**REQUIRED TASK**
Find the lines with the string "this" and return them.
**********
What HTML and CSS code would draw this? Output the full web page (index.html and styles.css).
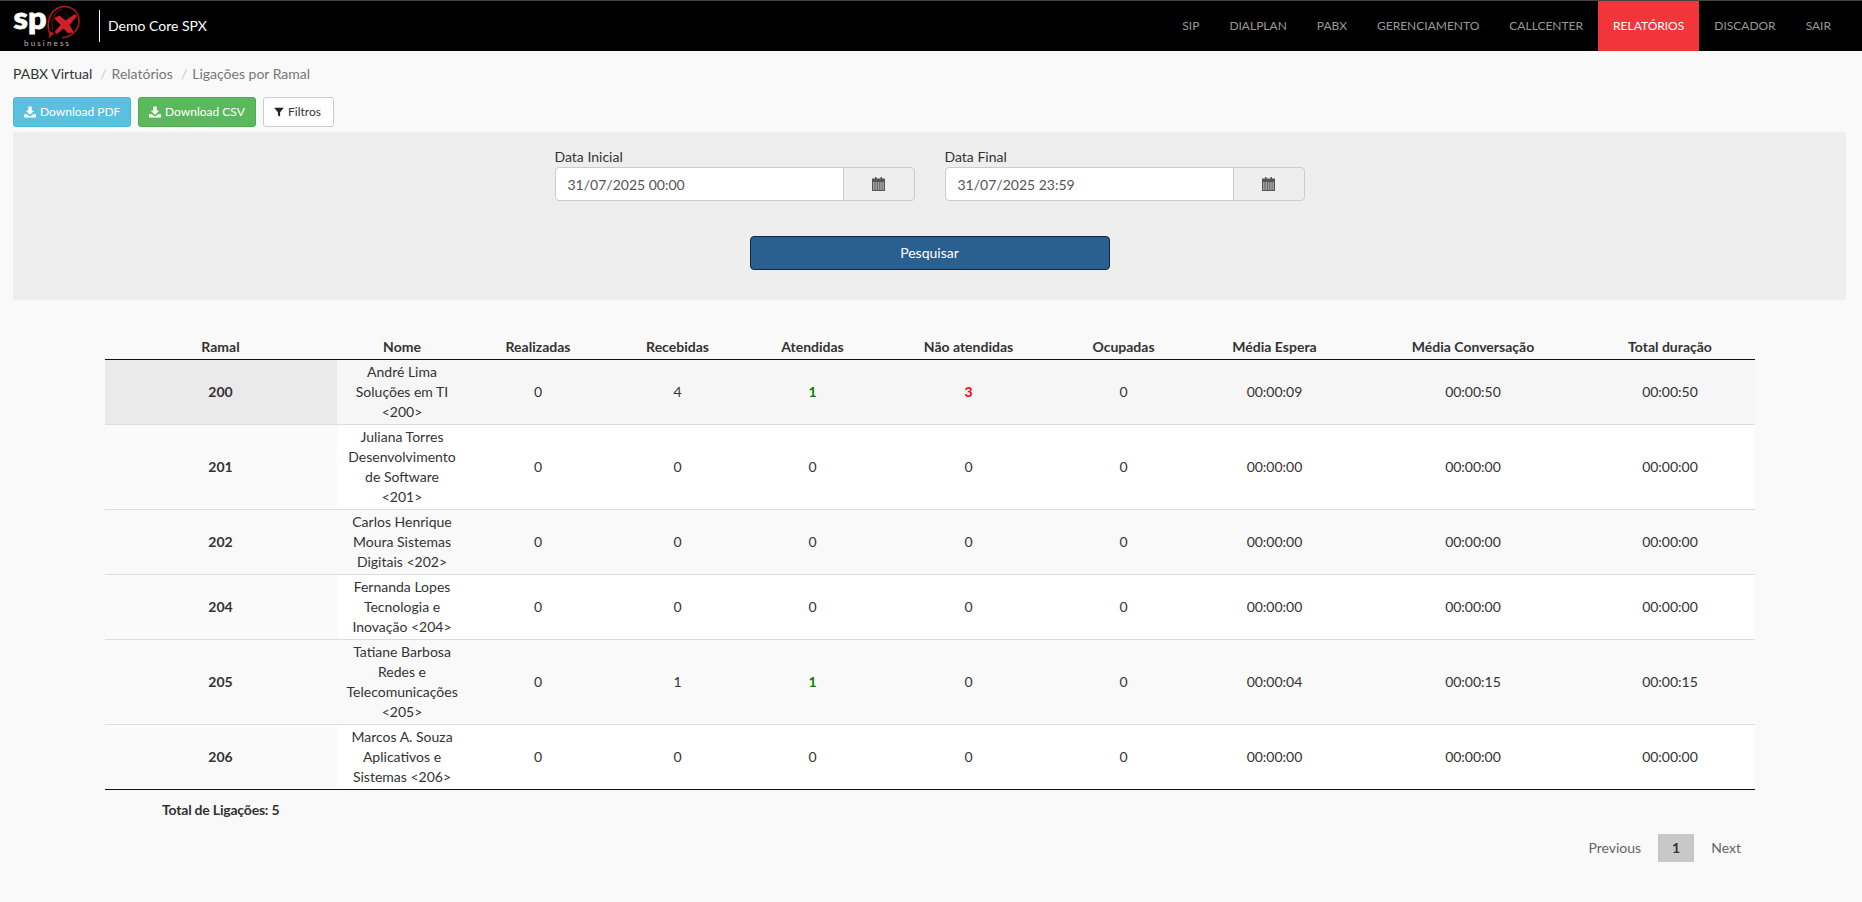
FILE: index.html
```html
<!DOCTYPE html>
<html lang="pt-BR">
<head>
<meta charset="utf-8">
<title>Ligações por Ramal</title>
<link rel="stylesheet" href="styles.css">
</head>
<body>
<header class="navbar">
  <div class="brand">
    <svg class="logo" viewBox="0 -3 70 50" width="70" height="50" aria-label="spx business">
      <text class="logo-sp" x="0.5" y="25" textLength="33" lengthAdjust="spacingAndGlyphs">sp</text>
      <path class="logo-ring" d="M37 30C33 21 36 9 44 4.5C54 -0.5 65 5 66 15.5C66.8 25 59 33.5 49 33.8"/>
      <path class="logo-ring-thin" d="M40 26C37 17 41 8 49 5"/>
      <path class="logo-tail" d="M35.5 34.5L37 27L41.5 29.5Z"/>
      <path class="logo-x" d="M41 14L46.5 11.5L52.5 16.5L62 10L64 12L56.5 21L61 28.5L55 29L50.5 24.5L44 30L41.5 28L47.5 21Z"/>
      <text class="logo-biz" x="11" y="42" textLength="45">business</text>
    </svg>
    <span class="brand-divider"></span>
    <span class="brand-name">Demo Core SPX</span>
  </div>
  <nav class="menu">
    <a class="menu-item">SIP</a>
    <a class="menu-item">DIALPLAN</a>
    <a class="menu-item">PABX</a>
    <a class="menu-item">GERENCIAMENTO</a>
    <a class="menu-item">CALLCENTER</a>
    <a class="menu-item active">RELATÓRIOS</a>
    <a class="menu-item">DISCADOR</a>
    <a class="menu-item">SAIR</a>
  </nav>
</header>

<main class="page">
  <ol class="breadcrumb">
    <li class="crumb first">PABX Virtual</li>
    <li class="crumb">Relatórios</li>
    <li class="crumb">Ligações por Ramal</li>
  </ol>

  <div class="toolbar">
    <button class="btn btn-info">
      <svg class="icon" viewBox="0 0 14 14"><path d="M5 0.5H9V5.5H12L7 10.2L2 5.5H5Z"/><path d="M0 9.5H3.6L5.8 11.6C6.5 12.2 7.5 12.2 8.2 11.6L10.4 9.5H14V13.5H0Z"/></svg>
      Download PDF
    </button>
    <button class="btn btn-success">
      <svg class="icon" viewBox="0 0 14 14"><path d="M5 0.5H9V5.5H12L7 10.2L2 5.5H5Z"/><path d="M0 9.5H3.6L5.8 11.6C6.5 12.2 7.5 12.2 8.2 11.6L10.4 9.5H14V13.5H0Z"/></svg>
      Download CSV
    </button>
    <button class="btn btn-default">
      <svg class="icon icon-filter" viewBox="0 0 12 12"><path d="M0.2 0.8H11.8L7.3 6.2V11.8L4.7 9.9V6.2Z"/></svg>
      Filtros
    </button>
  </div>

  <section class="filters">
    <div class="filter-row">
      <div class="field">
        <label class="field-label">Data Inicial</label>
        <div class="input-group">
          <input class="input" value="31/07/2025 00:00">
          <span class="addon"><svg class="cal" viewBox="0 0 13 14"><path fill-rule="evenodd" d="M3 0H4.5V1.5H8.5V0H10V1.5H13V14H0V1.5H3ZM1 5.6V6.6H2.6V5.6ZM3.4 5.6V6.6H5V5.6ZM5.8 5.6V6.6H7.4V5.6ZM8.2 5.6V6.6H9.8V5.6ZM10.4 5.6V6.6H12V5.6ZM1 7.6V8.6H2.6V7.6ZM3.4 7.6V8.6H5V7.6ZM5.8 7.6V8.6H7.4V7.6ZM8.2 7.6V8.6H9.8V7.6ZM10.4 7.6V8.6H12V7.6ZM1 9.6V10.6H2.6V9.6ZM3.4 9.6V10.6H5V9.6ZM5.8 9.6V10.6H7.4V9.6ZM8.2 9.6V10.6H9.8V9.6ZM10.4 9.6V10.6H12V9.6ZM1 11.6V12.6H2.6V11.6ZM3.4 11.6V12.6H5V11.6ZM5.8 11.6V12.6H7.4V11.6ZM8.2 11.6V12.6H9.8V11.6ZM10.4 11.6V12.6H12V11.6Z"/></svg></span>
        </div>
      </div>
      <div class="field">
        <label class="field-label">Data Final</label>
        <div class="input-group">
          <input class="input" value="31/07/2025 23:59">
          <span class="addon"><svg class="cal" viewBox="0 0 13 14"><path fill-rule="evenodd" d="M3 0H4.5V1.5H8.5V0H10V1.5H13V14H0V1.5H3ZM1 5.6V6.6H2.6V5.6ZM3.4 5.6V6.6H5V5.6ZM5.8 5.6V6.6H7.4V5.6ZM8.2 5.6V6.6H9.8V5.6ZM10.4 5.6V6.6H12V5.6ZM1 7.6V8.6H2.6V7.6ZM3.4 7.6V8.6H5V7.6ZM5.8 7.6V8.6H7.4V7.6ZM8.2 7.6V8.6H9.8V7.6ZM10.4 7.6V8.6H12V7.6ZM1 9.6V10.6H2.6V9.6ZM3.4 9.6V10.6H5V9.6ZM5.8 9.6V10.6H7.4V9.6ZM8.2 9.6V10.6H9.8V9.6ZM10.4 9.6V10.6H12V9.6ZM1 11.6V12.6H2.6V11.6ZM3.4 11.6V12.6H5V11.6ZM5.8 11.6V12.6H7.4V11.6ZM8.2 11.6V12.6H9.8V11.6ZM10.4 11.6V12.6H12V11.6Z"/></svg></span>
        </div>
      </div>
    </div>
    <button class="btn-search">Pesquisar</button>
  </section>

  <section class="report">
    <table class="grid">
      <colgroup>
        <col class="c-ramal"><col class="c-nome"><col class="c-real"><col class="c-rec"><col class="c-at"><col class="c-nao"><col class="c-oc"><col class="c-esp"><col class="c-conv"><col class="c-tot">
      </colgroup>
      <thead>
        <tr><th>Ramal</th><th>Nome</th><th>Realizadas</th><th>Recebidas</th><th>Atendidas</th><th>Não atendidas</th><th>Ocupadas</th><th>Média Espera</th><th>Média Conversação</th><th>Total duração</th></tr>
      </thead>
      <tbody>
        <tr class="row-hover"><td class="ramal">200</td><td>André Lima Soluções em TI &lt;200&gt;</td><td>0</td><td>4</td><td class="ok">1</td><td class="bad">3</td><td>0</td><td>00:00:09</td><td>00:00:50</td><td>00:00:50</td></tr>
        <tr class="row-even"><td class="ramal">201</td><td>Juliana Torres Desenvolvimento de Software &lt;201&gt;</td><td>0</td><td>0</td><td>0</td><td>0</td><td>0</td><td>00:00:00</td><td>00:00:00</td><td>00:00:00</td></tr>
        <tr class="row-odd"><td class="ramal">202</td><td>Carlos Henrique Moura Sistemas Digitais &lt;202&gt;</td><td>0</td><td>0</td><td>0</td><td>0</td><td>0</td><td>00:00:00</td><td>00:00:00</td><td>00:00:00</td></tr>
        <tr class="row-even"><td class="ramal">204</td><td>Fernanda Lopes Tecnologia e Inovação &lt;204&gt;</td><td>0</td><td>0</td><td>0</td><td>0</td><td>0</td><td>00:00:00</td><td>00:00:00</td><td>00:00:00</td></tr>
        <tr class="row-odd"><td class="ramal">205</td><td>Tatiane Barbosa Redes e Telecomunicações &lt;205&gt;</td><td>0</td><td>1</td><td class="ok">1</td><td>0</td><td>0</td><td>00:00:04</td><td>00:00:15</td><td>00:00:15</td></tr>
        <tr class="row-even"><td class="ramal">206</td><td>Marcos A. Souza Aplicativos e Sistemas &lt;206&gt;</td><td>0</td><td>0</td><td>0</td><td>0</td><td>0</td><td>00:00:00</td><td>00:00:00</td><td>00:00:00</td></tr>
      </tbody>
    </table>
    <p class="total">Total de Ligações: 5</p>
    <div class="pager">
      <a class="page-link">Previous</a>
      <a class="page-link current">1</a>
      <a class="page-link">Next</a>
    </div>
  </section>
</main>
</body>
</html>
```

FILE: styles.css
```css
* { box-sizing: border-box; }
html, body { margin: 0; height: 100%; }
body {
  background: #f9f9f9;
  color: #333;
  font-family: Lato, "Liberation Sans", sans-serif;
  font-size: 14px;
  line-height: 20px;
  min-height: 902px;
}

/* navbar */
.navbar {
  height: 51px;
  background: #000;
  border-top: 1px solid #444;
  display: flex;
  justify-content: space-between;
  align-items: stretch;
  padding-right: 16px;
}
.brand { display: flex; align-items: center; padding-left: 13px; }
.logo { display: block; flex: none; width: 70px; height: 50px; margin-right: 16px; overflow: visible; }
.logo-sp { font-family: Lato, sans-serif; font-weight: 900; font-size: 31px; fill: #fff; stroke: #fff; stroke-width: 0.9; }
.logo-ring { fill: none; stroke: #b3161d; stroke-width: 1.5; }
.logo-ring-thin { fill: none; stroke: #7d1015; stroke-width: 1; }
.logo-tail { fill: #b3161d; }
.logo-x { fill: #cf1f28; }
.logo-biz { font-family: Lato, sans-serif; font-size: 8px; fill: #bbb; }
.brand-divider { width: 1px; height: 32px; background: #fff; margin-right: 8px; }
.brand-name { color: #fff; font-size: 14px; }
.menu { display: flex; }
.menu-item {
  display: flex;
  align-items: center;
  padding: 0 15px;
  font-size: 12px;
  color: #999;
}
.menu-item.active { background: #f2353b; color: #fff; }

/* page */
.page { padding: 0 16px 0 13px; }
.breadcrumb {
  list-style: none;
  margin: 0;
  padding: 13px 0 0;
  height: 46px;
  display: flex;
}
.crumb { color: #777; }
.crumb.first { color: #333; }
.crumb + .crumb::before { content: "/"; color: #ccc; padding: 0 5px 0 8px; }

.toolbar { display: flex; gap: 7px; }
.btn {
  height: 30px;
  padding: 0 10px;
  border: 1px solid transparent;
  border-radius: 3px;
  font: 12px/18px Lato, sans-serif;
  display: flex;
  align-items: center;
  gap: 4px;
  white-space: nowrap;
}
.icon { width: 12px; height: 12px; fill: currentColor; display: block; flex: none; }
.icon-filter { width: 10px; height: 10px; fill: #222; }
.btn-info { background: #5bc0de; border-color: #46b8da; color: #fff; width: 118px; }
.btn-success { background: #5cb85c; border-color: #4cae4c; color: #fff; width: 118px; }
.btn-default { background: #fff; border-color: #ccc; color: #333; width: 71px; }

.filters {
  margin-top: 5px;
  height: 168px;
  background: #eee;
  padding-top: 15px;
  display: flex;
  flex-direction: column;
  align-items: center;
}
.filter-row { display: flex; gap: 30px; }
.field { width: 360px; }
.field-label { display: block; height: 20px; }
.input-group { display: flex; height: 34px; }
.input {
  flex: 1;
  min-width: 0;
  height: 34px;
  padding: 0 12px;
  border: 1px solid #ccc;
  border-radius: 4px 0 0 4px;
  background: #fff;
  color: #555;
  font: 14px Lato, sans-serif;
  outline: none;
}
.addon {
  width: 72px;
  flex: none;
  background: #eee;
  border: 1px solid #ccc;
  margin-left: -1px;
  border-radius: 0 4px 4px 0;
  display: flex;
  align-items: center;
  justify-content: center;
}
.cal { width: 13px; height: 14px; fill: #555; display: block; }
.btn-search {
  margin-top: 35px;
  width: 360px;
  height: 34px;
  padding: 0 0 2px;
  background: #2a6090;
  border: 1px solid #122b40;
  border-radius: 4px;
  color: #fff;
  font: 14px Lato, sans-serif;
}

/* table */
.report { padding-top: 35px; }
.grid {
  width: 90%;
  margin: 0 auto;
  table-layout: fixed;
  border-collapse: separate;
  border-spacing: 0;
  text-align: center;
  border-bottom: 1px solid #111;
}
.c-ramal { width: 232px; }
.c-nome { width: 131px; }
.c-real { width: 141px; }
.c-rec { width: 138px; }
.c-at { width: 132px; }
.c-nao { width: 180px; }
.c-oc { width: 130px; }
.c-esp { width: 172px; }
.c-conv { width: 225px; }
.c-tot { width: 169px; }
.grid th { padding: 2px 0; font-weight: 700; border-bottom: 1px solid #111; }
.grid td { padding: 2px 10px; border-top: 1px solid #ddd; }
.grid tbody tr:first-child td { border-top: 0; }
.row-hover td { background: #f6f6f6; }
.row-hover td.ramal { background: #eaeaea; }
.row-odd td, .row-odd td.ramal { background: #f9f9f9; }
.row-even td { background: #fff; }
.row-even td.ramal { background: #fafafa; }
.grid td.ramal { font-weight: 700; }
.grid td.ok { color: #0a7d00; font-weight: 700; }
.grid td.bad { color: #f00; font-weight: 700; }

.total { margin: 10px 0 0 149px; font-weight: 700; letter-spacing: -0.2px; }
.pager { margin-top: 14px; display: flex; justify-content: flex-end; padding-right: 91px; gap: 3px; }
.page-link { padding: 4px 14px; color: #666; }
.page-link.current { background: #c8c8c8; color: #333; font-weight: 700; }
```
**********
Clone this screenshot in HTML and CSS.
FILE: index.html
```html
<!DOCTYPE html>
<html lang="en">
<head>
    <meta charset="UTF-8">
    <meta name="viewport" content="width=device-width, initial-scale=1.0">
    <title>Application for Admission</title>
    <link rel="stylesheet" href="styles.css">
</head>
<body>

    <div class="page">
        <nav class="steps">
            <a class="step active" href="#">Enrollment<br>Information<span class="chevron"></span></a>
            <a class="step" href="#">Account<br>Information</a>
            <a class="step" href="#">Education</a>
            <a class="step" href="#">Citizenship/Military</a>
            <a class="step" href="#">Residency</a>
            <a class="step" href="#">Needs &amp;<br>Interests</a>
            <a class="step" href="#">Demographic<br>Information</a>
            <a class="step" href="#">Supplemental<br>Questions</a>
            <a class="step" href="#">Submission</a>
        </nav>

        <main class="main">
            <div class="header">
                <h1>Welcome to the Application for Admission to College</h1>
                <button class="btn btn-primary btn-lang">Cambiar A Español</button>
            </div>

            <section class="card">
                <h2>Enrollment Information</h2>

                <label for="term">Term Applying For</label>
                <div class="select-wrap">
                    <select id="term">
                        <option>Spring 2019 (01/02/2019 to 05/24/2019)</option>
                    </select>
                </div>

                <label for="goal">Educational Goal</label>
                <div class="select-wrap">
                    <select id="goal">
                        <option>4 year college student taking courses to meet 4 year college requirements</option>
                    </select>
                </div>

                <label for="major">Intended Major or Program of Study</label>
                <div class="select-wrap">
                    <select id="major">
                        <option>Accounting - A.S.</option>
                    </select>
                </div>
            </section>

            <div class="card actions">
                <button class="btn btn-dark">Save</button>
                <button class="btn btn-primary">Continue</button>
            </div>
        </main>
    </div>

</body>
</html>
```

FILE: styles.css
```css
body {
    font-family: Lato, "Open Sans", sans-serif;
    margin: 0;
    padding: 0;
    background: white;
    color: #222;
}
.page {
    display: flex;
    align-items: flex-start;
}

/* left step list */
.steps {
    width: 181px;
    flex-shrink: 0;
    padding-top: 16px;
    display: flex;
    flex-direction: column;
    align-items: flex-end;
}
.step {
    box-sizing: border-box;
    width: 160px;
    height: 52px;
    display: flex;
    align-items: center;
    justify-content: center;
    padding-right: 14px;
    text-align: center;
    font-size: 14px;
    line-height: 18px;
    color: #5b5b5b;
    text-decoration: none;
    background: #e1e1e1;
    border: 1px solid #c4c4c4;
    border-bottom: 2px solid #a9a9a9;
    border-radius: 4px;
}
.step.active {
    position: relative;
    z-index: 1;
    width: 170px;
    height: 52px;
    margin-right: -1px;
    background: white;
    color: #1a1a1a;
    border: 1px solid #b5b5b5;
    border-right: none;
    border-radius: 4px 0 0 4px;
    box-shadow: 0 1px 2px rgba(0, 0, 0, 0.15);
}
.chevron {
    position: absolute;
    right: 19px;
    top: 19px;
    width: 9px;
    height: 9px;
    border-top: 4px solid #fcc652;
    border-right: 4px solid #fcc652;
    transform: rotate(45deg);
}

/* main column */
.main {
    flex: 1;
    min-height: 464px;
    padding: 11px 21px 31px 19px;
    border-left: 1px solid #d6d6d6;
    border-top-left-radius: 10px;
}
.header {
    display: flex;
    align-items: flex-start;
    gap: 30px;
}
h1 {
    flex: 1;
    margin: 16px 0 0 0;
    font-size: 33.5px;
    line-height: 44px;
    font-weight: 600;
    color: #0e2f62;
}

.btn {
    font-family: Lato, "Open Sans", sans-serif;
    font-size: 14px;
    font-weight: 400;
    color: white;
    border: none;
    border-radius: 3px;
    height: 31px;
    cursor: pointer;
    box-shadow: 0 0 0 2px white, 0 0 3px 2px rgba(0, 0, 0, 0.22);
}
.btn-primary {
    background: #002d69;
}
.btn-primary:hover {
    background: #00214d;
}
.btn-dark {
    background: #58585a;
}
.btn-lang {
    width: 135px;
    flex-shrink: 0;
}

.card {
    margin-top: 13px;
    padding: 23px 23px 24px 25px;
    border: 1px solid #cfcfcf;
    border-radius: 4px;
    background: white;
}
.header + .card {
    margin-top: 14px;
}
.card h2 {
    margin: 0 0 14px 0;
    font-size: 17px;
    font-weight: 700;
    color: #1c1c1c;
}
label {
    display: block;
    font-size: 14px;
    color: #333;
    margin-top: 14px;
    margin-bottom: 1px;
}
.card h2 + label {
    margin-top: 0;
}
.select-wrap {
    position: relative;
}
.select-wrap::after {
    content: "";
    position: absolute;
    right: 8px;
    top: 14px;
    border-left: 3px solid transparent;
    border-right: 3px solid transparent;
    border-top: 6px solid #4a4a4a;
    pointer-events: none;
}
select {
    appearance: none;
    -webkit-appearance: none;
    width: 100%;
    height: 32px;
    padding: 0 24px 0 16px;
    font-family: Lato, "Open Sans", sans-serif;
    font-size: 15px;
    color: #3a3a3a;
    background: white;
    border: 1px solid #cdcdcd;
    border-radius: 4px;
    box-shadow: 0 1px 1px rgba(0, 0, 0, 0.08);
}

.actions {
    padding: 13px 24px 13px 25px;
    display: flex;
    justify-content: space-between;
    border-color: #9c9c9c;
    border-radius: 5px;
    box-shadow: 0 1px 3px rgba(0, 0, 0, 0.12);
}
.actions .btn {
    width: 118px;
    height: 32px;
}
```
**********
**RESPONSE TO THE EXERCISE**
What HTML and CSS code would draw this? Output the full web page (index.html and styles.css).
Clone this screenshot in HTML and CSS.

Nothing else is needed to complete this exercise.